My Tendencies

"the dictionary meaning of that makes up a psychopath"

Just for starters I want to point out that if something fits the symptoms it doesn't mean that's the conclusion. This approach is like self-analysis using Google: finding out what is wrong with you and realising you fit 6 out of the 12 symptoms for cancer. It doesn't work like that.

I think I share some of your traits. I have only just gotten into reddit, so instead of going to /r/watchpeopledie I would go to bestgore.com for example. Same thing though, although I wouldn't say happy as much as excited or amused (and unlike you I am into the gore). I don't have strong emotional responses so I don't really feel happy ever as much as I manage to feel satisfied. But I wouldn't say I don't feel things, I definitely do, and I'm sure everyone does. The problem is being aware of it when it happens. Even if I were happy I wouldn't be able to tell. "i almost feel like I'm depressed but i don't feel sad nor happy." Same issue for me, but that uncertainty towards what you'd link that feeling to... For me it's emptiness, which then leads to depression if I do nothing about it. That's why I'm always doing something new to try to temporarily escape the emptiness.

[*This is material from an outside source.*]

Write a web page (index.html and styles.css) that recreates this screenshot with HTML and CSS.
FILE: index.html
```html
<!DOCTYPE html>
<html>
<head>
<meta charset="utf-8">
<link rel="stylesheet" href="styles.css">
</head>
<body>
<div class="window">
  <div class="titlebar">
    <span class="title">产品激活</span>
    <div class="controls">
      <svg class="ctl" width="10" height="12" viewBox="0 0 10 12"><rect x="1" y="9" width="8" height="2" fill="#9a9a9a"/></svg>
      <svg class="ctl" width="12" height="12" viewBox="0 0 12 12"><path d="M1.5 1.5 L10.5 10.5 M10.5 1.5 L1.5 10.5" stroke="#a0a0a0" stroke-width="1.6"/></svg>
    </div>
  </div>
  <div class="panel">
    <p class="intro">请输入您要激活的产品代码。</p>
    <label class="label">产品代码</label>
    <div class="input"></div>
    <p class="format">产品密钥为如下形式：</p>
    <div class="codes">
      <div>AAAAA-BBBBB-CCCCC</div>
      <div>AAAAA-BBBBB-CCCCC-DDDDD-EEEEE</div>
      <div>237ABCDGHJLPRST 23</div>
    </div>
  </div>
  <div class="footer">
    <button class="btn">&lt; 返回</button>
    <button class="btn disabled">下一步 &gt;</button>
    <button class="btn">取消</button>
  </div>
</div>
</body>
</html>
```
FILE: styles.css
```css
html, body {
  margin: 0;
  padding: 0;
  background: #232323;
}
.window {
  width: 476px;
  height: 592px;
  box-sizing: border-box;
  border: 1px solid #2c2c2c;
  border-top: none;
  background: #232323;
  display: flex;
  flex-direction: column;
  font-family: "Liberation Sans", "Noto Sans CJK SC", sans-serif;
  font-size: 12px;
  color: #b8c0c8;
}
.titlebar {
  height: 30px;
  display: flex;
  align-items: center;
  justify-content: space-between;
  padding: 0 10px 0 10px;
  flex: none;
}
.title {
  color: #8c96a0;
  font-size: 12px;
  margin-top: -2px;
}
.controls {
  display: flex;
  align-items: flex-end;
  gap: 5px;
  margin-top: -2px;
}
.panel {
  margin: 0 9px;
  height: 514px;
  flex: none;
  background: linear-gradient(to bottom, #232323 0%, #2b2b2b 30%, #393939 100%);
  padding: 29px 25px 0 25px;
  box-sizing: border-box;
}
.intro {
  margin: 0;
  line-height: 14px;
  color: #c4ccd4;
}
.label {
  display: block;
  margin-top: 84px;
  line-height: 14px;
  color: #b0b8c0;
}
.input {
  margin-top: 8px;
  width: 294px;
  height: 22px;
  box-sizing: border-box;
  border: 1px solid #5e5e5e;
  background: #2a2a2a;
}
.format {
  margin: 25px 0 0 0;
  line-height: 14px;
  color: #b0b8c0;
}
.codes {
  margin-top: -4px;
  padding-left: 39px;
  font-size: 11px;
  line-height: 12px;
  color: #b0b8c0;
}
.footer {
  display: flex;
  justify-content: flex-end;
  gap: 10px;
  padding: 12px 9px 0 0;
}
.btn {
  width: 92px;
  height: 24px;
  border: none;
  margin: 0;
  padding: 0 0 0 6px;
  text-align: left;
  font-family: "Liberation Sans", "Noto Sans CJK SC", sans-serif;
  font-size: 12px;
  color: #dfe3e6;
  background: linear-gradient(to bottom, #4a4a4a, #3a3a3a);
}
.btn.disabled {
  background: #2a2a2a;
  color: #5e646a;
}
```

See in my case, my psychopathic tendencies might just be caused by an emotional detachment, which would mean I'm not really a psychopath. When you say there's something that clicked? That probably means you're not a psychopath, you've just gone through an experience or a moment (however brief it was) that made you adapt and adopt some of the tendencies. Usually being a psychopath is related to something genetic, meaning you are born a psychopath (although I'm not entirely sure here and even if that is the norm, I would personally disagree to some level).

"Everyday I have these "fantasies" about killing people that i see." I'd say it's because you're missing something. If you think this isn't healthy for you, then do something about it. Force yourself to socialise, to meditate, to feel again... If these thoughts and mannerisms were natural then you'd be fine with them, and they wouldn't bother you. You wouldn't try your hardest to hate the thoughts.